Возгоревшиеся божественным пылом, мы все, ниже подписавшиеся, Богу и тебе, господину нашему и отцу, вверяем наши души, дабы в одном монастыре жить вместе по примеру Христа и следуя твоему поучению, согласно указанию апостолов и правилу и тому, что одобряется авторитетом святых отцов, нам предшествовавших. Все, что для спасения наших душ ты захочешь объявить, научить, сделать, порицать, приказать, отлучить и исправить согласно правилу (annuntiare, docere, agere, increpare, imperare, excommunicare, secundum regulae emendare), мы исполним с помощью божественной милости в смирении сердца, избавленного от всякого высокомерия, с вниманием и пылая желанием, не ища извинений (inexcusabiliter) и с одобрения Бога. И если кто из нас вопреки правилу и твоему повелению возропщет, будет строптивым, непослушным или клеветником (contra regulam et tuum praeceptum murmurans, contumax, inobediens vel calumniator), то в твоей власти будет созвать всех вместе и, зачитав перед всеми правило, прилюдно определить вину, и каждый из нас, уличенный в своем прегрешении, получит наказание или отлучение в зависимости от его прегрешения. И если кто из нас против правила и в отсутствие аббата замыслит сговор с родителями, братьями, сестрами, шуринами или другими родственниками или, что еще хуже, с монахом, с которым он делит обитание, то будет в твоей власти любого, кто захочет совершить такой проступок, на шесть месяцев заключить в темную келью, одетого в одно лишь покрывало или власяницу, без пояса и обуви, и давать из пищи лишь хлеб и воду. И если кто не подчинится беспрекословно этому наказанию, то получит семьдесят два удара кнутом и, лишась монастырского облачения и одетый в одежду, которую имел при вступлении, изгоняется из обители с великим позором (Herwegen, s. 2–3).
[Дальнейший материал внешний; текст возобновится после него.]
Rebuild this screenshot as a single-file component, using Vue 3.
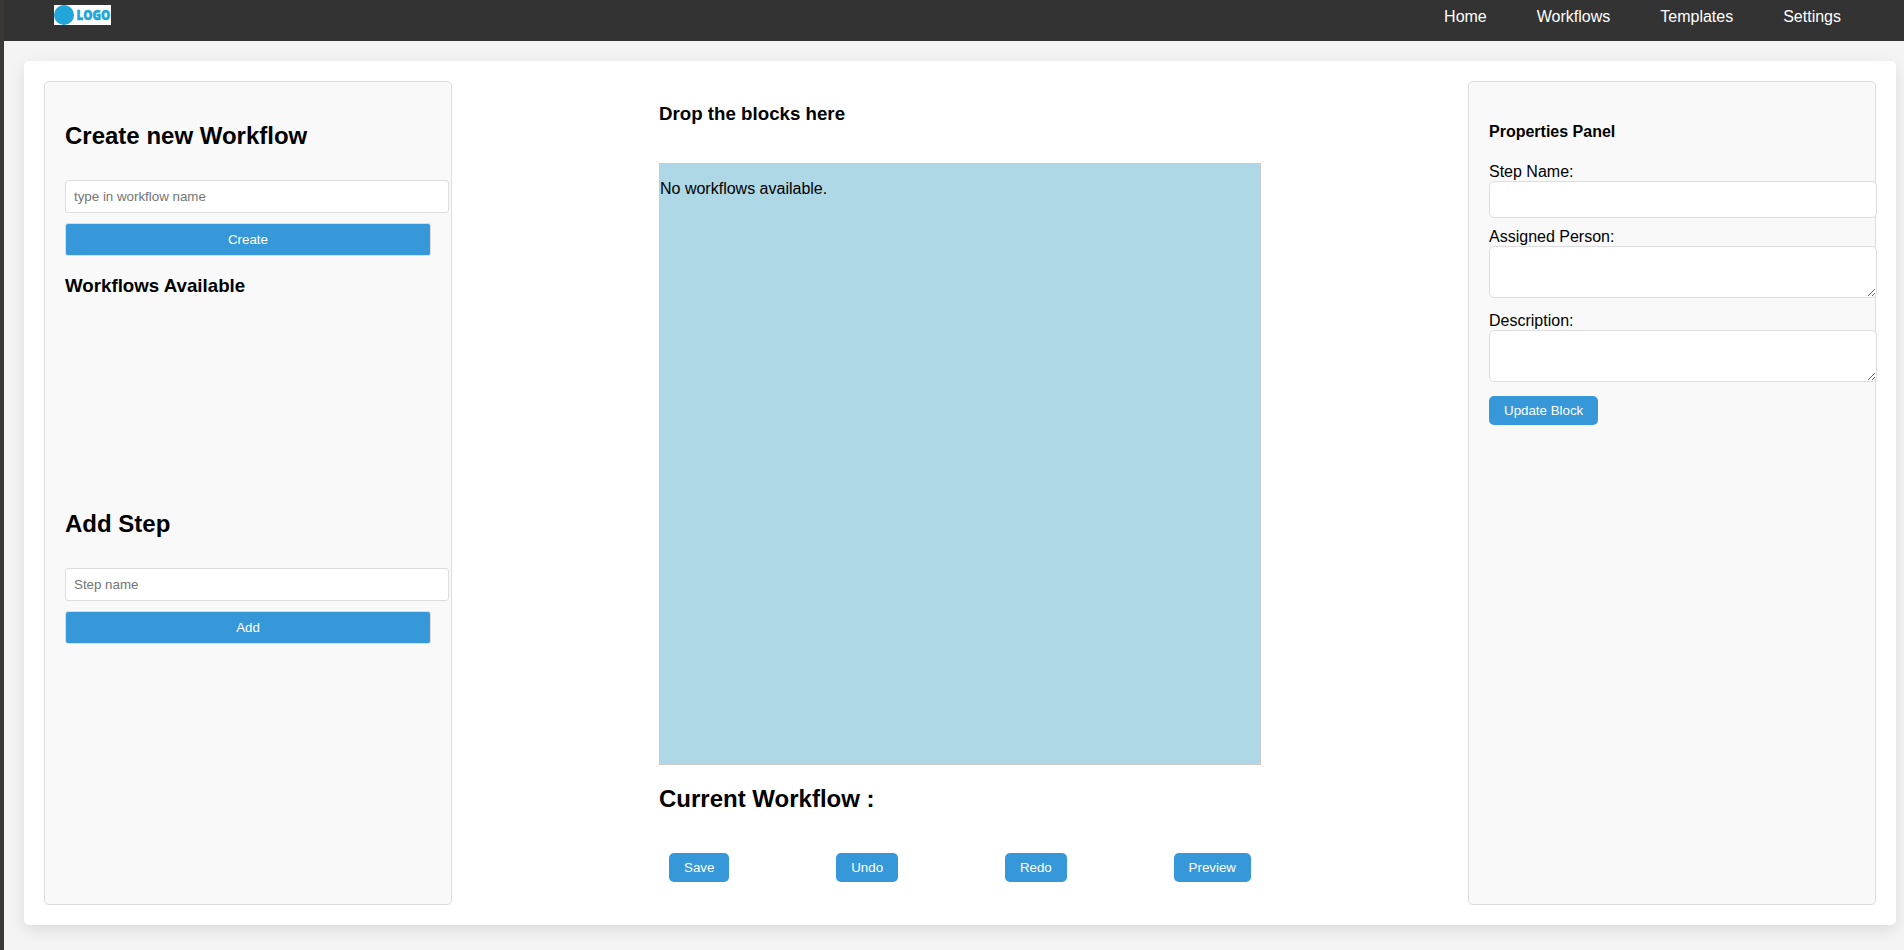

Однако такому подчинению монахов верховенству аббата соответствует обязательство аббата править справедливо и беспристрастно:
Но если ты, господин, – чего Бог не мог бы пожелать, а мы даже осмелиться поверить – с кем из нас поступишь несправедливо, проявишь гнев или высокомерие или одному из нас отдашь предпочтение, другого же с ненавистью и злобой отвергнешь, одного будешь понуждать, а другому льстить, как это принято у черни, тогда будет у нас данное Богом право без дерзости и гнева донести нашу жалобу через представителя, который, смиренно встав на колени перед тобой, изложит эту жалобу, и ты должен будешь ее выслушать и, согласно общему правилу, склонить голову, измениться и исправиться. Если же ты не возжелаешь этого сделать, то будет у нас право дать знать другим монастырям или епископу, живущему по правилу, или католическому графу, защитнику церкви, и позвать на помощь, чтобы ты перед ними поклялся исправиться и правило исполнил (Ibid. , s. 3–4).
Хервеген, подробно останавливающийся на юридическом значении документа, отдает себе отчет в учреждающем – для монастырской общины – характере договора и, однако, не выводит из этого всех следствий. Он пишет: «эта формула является выражением юридической сделки, посредством которой некое множество людей объединяется для общей монастырской жизни. Таким образом, аббату, обозначаемому как «господин и отец», в форме монашеской professio передается административная власть, но с оговариванием определенных прав. Поэтому соглашение представляет собой основание монастыря, связанное с самоподчинением монахов аббату» (ibid. , s. 4). В этой перспективе он пытается продемонстрировать возможное влияние на pactum, с одной стороны, содержащихся в lex Visigothorum клятв о подданстве между подданными и сувереном и военной присяги римского легионера – с другой. Поэтому тем более удивительно, что занятый исключительно тем, чтобы перенести pactum в его вестготский контекст и отличить от монашеской professio в узком смысле, Хервеген не замечает, что этот pactum представляет собой, возможно, первый и единственный пример общественного договора, в котором группа людей безусловно подчиняется авторитету некого dominus, наделяя его властью управлять всеми сторонами жизни общины, которая тем самым основывается. В отличие от гоббсовского Covenant или общественного договора Руссо, где авторитет суверена безграничен, монашескому обязательству подчинения со стороны аббата здесь соответствует обязательство справедливого правления. Но в любом случае самое важное здесь то, что pactum никоим образом не может быть уподобленным частному контракту, а также то, что – оставляя за скобками вопрос, в целом бесплодный, о том, является ли монашеская professio контрактной или обетной по своему характеру, – он определенным образом позволяет взглянуть и на правила в целом как на самые настоящие учреждающие документы (constitutiones – как они, к слову, часто и называются) монастырской общины.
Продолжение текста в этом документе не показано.